Burundi’s 2026/2027 Finance Law introduces a package of tax incentives for renewable energy, housing and public infrastructure, exempting selected equipment and investments from customs duties, value-added tax (VAT) and income tax.
The measures are contained in several provisions of the Finance Law promulgated by President Évariste Ndayishimiye and are aimed at sectors ranging from renewable energy to construction and government infrastructure projects.
Under Article 222, imports and local purchases of renewable energy equipment and modern cooking equipment that comply with national and international standards are exempt from customs duties and VAT.
The law states that “renewable energy equipment and modern cooking equipment that comply with national and international standards shall be exempt from customs duties and value-added tax on both imported and locally purchased products.”
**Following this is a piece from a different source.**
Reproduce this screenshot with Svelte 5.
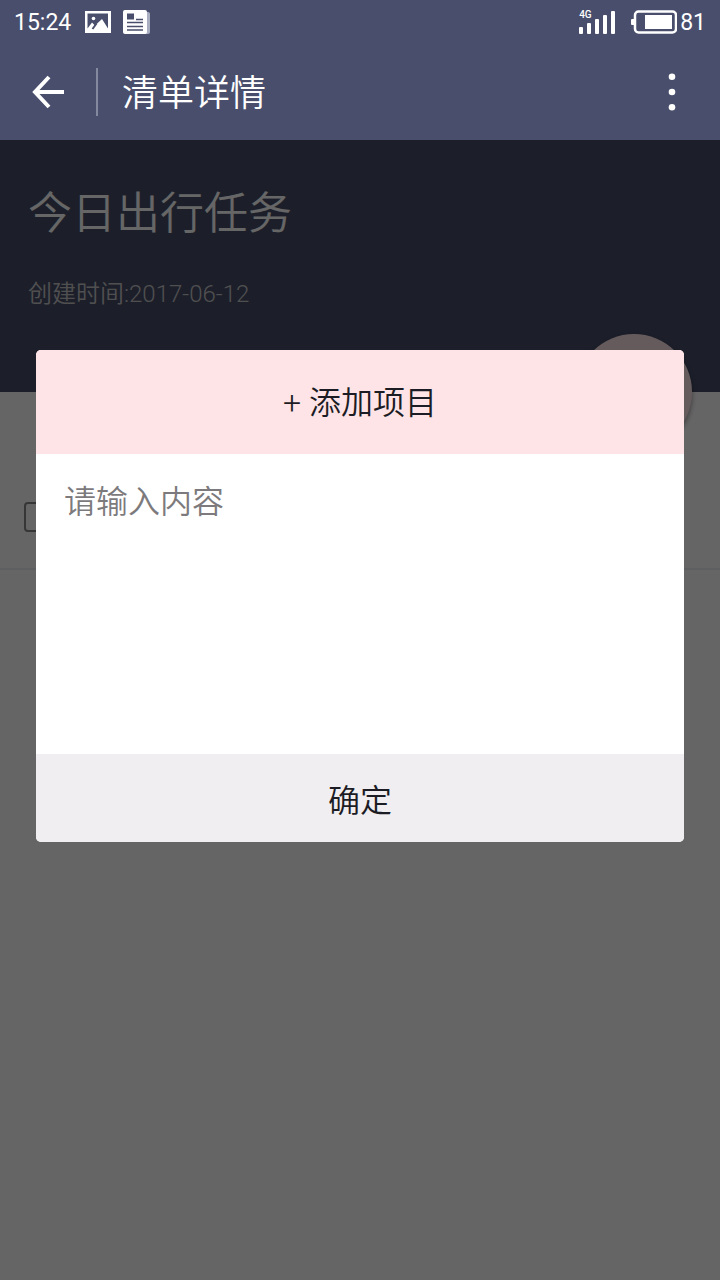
<script lang="ts">
	/**
	 * Checklist detail screen with the "add item" dialog open on top.
	 */

	const list = {
		title: '今日出行任务',
		created: '2017-06-12'
	};

	const battery = 81;

	// Signal bar heights, weakest first.
	const bars = [7, 11, 15, 19, 23];

	let content = $state('');
	let done = $state(false);
</script>

<div class="screen">
	<div class="status">
		<span class="clock">15:24</span>
		<svg class="picture" width="26" height="22" viewBox="0 0 26 22" aria-hidden="true">
			<path
				fill="#fff"
				fill-rule="evenodd"
				d="M0 0h26v22H0z M2.500 2.500v15l4.500-6 3 3 7-6.500 6 9.500V2.500z"
			/>
			<circle cx="8.500" cy="7.500" r="1.800" fill="#fff" />
			<path d="M11.500 12.500L7.500 18" stroke="#484e6c" stroke-width="2" />
		</svg>
		<svg class="news" width="27" height="24" viewBox="0 0 27 24" aria-hidden="true">
			<path d="M20 2h5a2 2 0 0 1 2 2v18a2 2 0 0 1-2 2h-5z" fill="#a9adc0" />
			<rect width="24" height="24" rx="2" fill="#fff" />
			<path d="M4 3.500h7v6H4z" fill="#484e6c" />
			<path d="M13 9.500h7M4 12.500h16M4 16.500h16M4 20h16" stroke="#484e6c" stroke-width="1.300" />
		</svg>
		<span class="signal">
			<span class="network">4G</span>
			<svg width="38" height="23" viewBox="0 0 38 23" aria-hidden="true">
				{#each bars as h, i (h)}
					<rect x={1 + i * 8} y={23 - h} width="4" height={h} rx="1" fill="#fff" />
				{/each}
			</svg>
		</span>
		<svg class="battery" width="46" height="24" viewBox="0 0 46 24" aria-hidden="true">
			<rect x="4" y="1.500" width="41" height="21" rx="3.500" fill="none" stroke="#fff" stroke-width="2.500" />
			<rect x="0" y="9" width="4" height="6" rx="1" fill="#fff" />
			<rect x="14" y="5" width="27" height="14" fill="#fff" />
		</svg>
		<span class="level">{battery}</span>
	</div>

	<header class="appbar">
		<button type="button" class="back" aria-label="返回">
			<svg width="32" height="34" viewBox="0 0 32 34" aria-hidden="true">
				<path d="M17 2L3 17l14 15M3 17h29" fill="none" stroke="#fff" stroke-width="4" />
			</svg>
		</button>
		<h1>清单详情</h1>
		<button type="button" class="more" aria-label="更多">
			<svg width="8" height="40" viewBox="0 0 8 40" aria-hidden="true">
				<circle cx="4" cy="4.700" r="3.300" fill="#fff" />
				<circle cx="4" cy="20" r="3.300" fill="#fff" />
				<circle cx="4" cy="35.300" r="3.300" fill="#fff" />
			</svg>
		</button>
	</header>

	<main>
		<section class="summary">
			<h2>{list.title}</h2>
			<p>创建时间:{list.created}</p>
			<button type="button" class="fab" aria-label="添加项目"></button>
		</section>

		<ul class="items">
			<li><input type="checkbox" aria-label="完成" bind:checked={done} /></li>
		</ul>

		<div class="backdrop">
			<form
				class="dialog"
				role="dialog"
				aria-modal="true"
				aria-labelledby="dialog-title"
				onsubmit={(e) => e.preventDefault()}
			>
				<h2 id="dialog-title">+ 添加项目</h2>
				<textarea aria-labelledby="dialog-title" placeholder="请输入内容" bind:value={content}
				></textarea>
				<button type="submit">确定</button>
			</form>
		</div>
	</main>
</div>

<style>
	:global(body) {
		margin: 0;
	}

	.screen {
		display: flex;
		flex-direction: column;
		min-height: 100vh;
		font-family: Roboto, 'Noto Sans CJK SC DemiLight', 'Noto Sans CJK SC', sans-serif;
		font-weight: 350;
		background: #fffcff;
	}

	button {
		padding: 0;
		border: 0;
		background: none;
		font: inherit;
		color: inherit;
		cursor: pointer;
	}

	h1,
	h2,
	p,
	ul {
		margin: 0;
		padding: 0;
		font-weight: 350;
	}

	svg {
		display: block;
		flex: none;
	}

	.status {
		display: flex;
		align-items: center;
		height: 44px;
		padding: 0 14px;
		background: #484e6c;
		color: #fff;
		font-size: 23px;
		font-weight: 400;
	}

	.picture {
		margin-left: 14px;
	}

	.news {
		margin-left: 12px;
	}

	.signal {
		position: relative;
		margin-left: auto;
	}

	.network {
		position: absolute;
		top: -1px;
		left: 1px;
		font-size: 10px;
		line-height: 10px;
		font-weight: 500;
	}

	.battery {
		margin: 0 3px 0 15px;
	}

	.appbar {
		display: flex;
		align-items: center;
		height: 96px;
		background: #484e6c;
		color: #fff;
	}

	.back {
		display: grid;
		place-items: center;
		width: 98px;
		height: 48px;
		border-right: 2px solid #8589a0;
		box-sizing: border-box;
	}

	h1 {
		padding-top: 4px;
		margin-left: 24px;
		font-size: 36px;
		line-height: 48px;
	}

	.more {
		display: grid;
		place-items: center;
		width: 96px;
		height: 96px;
		margin-left: auto;
	}

	main {
		position: relative;
		flex: 1;
	}

	.summary {
		position: relative;
		height: 252px;
		padding: 42px 28px 0;
		box-sizing: border-box;
		background: #464e69;
		color: #fff;
	}

	.summary h2 {
		font-size: 44px;
		line-height: 64px;
	}

	.summary p {
		margin-top: 30px;
		font-size: 24px;
		line-height: 36px;
		color: #c8c6c8;
	}

	.fab {
		position: absolute;
		right: 28px;
		bottom: -58px;
		width: 116px;
		height: 116px;
		border-radius: 50%;
		background: #ffe4e7;
		box-shadow: 0 3px 5px rgba(0, 0, 0, 0.4);
	}

	.items {
		padding-top: 72px;
		list-style: none;
	}

	.items li {
		display: flex;
		align-items: center;
		height: 106px;
		padding: 2px 24px 0;
		box-sizing: border-box;
		border-bottom: 2px solid #ebeef0;
	}

	.items input {
		appearance: none;
		width: 30px;
		height: 30px;
		margin: 0;
		border: 2px solid #888;
		border-radius: 4px;
	}

	.backdrop {
		position: absolute;
		inset: 0;
		padding: 210px 36px 0;
		background: rgba(0, 0, 0, 0.6);
	}

	.dialog {
		display: flex;
		flex-direction: column;
		overflow: hidden;
		border-radius: 5px;
		background: #fff;
		color: #1c1c24;
		font-size: 32px;
	}

	.dialog h2 {
		padding-top: 2px;
		font-size: 32px;
		line-height: 102px;
		text-align: center;
		background: #ffe4e7;
	}

	.dialog textarea {
		height: 300px;
		padding: 24px 28px;
		border: 0;
		outline: 0;
		box-sizing: border-box;
		resize: none;
		background: #fff;
		font: inherit;
		line-height: 48px;
		color: inherit;
	}

	.dialog textarea::placeholder {
		color: #7c7a7c;
		opacity: 1;
	}

	.dialog button {
		height: 88px;
		background: #f0eef1;
	}
</style>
The exemption is subject to approval by the Ministry of Finance, with beneficiaries required to comply with all applicable tax and administrative obligations.
The Finance Law also introduces a tax incentive for newly constructed rental properties. Under Article 227, rental income earned from newly constructed buildings will be exempt from income tax for two years from the date the property is first rented.
The article states that “rental income from newly constructed buildings shall be exempt from income tax for a period of two years from the date of their first lease.” The exemption does not apply to income generated through subleasing arrangements. Another provision, Article 228, exempts vehicles, machinery and construction equipment imported by government institutions for public infrastructure projects from customs duties and VAT.
According to the law, “vehicles, machinery and equipment imported for government infrastructure projects shall be exempt from customs duties and value-added tax.” The exemption applies only to government institutions implementing public infrastructure projects and does not extend to private commercial activities. The tax incentives form part of a broader package of fiscal measures contained in Burundi’s 2026/2027 Finance Law, which also introduces changes affecting customs administration, taxation and investment.
Governments across East Africa have increasingly used targeted tax incentives to encourage investment in sectors such as renewable energy, housing and infrastructure, although the design and scope of those incentives vary from one country to another.
Burundi’s Finance Law does not estimate the fiscal cost of the exemptions or indicate the amount of investment the measures are expected to generate. The incentives will take effect under the 2026/2027 Finance Law, subject to any implementing regulations issued by the relevant authorities.